The invention relates to a pipe line for an engine, in particular a cooling line for aircraft construction as well as a process for the manufacture of such pipe line.
The pipe line is fitted in the front region of the engine. Air under dynamic pressure is passed to the engine through the open end of the pipe line in order to cool the gears of the engine. Known pipe lines of this type are manfactured of high strength steels or titanium. Due to the dynamic loads resulting from the engine, the life expectancy of this component is limited.
Synthetic resins reinforced with high strength fibres and organic matrix materials such as epoxy or phenolic resins are used to an increasing extent because of their favourable mechanical properties and low mass as a replacement for light metal material such as aluminium or titanium, particularly in the aircraft industry. The range of usefulness of such synthetic resins in general has its maximum at about 180.degree.

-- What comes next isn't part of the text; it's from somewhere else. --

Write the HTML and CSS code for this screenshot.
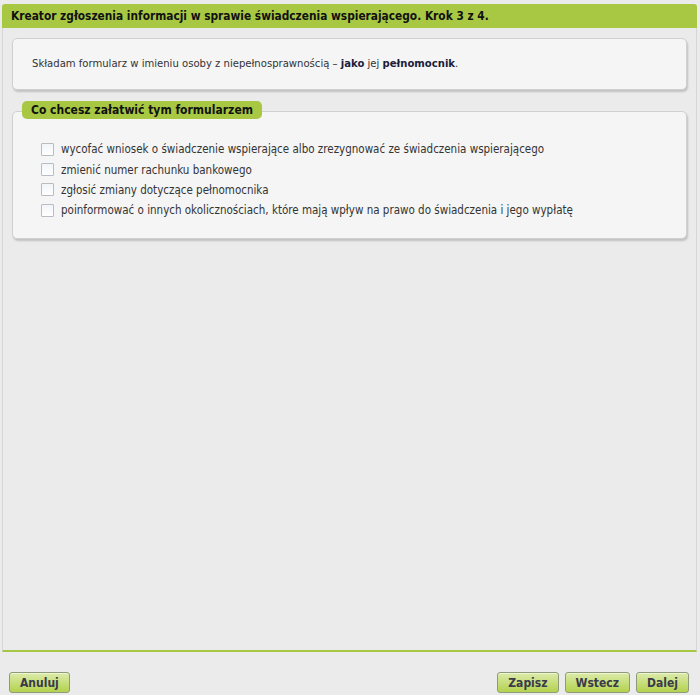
FILE: index.html
```html
<!DOCTYPE html>
<html lang="pl">
<head>
    <meta charset="UTF-8">
    <title>Kreator zgłoszenia</title>
    <link rel="stylesheet" href="styles.css">
</head>
<body>
    <div class="wizard">
        <div class="wizard-header">Kreator zgłoszenia informacji w sprawie świadczenia wspierającego. Krok 3 z 4.</div>
        <div class="wizard-body">
            <div class="card intro">
                Składam formularz w imieniu osoby z niepełnosprawnością – <strong>jako</strong> jej <strong>pełnomocnik</strong>.
            </div>

            <div class="group">
                <div class="group-title">Co chcesz załatwić tym formularzem</div>
                <div class="card options">
                    <label class="option"><input type="checkbox"><span>wycofać wniosek o świadczenie wspierające albo zrezygnować ze świadczenia wspierającego</span></label>
                    <label class="option"><input type="checkbox"><span>zmienić numer rachunku bankowego</span></label>
                    <label class="option"><input type="checkbox"><span>zgłosić zmiany dotyczące pełnomocnika</span></label>
                    <label class="option"><input type="checkbox"><span>poinformować o innych okolicznościach, które mają wpływ na prawo do świadczenia i jego wypłatę</span></label>
                </div>
            </div>
        </div>
    </div>

    <div class="actions">
        <button class="btn">Anuluj</button>
        <div class="actions-right">
            <button class="btn">Zapisz</button>
            <button class="btn">Wstecz</button>
            <button class="btn">Dalej</button>
        </div>
    </div>
</body>
</html>
```

FILE: styles.css
```css
body {
    margin: 0;
    padding: 4px 3px 0 2px;
    background-color: #ebebeb;
    font-family: "DejaVu Sans Condensed", "DejaVu Sans", sans-serif;
    font-size: 11.2px;
    color: #333;
}
.wizard {
    height: 648px;
    box-sizing: border-box;
    border: 1px solid #d6d6d6;
    border-bottom: 2px solid #a6c744;
    border-radius: 4px 4px 0 0;
    display: flex;
    flex-direction: column;
}
.wizard-header {
    background-color: #a8c843;
    color: #111;
    font-weight: bold;
    font-size: 11.8px;
    padding: 5px 10px 5px 9px;
    height: 14px;
    line-height: 14px;
    border-radius: 3px 3px 0 0;
    margin: -1px -1px 0 -1px;
}
.wizard-body {
    padding: 10px 9px 0 9px;
}
.card {
    background-color: #f5f5f5;
    border: 1px solid #d0d0d0;
    border-radius: 5px;
    box-shadow: 1px 2px 2px rgba(0,0,0,0.18);
}
.intro {
    padding: 18px 19px 18px 19px;
    line-height: 14px;
}
.intro strong {
    color: #1c1c3c;
}
.group {
    margin-top: 11px;
}
.group-title {
    display: inline-block;
    position: relative;
    z-index: 1;
    margin-left: 10px;
    background-color: #a8c843;
    color: #111;
    font-weight: bold;
    font-size: 12px;
    padding: 2px 9px;
    height: 14px;
    line-height: 14px;
    border-radius: 5px;
}
.options {
    margin-top: -8px;
    padding: 27px 19px 17px 28px;
    font-size: 11.5px;
}
.option {
    display: flex;
    align-items: center;
    height: 20.4px;
}
.option input {
    appearance: none;
    width: 13px;
    height: 13px;
    margin: 0 7px 0 0;
    border: 1px solid #b8bcc4;
    border-radius: 1px;
    background: linear-gradient(#f2f4f8, #ffffff);
}
.actions {
    display: flex;
    justify-content: space-between;
    padding: 20px 8px 0 7px;
}
.actions-right {
    display: flex;
    gap: 6px;
}
.btn {
    font-family: "DejaVu Sans Condensed", "DejaVu Sans", sans-serif;
    font-weight: bold;
    font-size: 12px;
    color: #3a3a4a;
    height: 21px;
    padding: 0 10px;
    border: 1px solid #8e9a78;
    border-radius: 3px;
    background: linear-gradient(#dcebaa, #b3d24e);
    box-shadow: inset 0 1px 0 rgba(255,255,255,0.5);
}
```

C. In the context of space travel and military aviation a special polyimide resin was developed which resists exposure to temperatures up to 400.degree. C. However, because of technological problems this synthetic resin cannot yet keep pace with the growth of the employment of fibre composite materials in the aircraft industry.
In the event of an engine catching fire, the pipe line of the gear mechanism of the engine must continue to supply cooling for a predetermined duration and must resist a predetermined internal pressure as laid down by the manufacturer of the engine.
To date such pipe lines have been manufactured of high temperature resistant steel. The operating temperature of the pipe line when starting the engine, amounts to 180.degree. to 280.degree. C. and reaches 370.degree. C. during long-term operation. In special situations such as fire, the temperature amounts to about 1100.degree. C. The pipe line must withstand this temperature for 15 minutes without burning through or leaking, whilst the mechanical strength as well must be preserved.
From DE-OS 26 25 107 a dual layer composite pipe of plastics is known, the inner layer of which is produced from a chemically and temperature resistant synthetic resin with a powderous and/or fibrous filler and the outer layer of which is produced of a reinforcing glass fibre reinforced synthetic resin, both layers being cured simultaneously under pressure and at elevated temperature.
CH-PS 623 908 describes a plastics pipe having an inner and an outer layer, each being glass fibre reinforced, the glass fibres in the inner layer being orientated circumferentially and in the outer layer axially in order to provide a high pressure resistance when used as a pipe for a natural gas pipe line. After the inner layer has been wound and cured on a pin, the pin is removed and replaced by a different one which generates an axial pressure. During the application and curing of the outer layer the inner layer is preferablly simultaneously subjected to the action of a pressure medium. In this case as well, it is apparent that the pin is only withdrawn after the outer layer has been cured to completion. The final curing takes place solely by increased temperature (infrared lamps).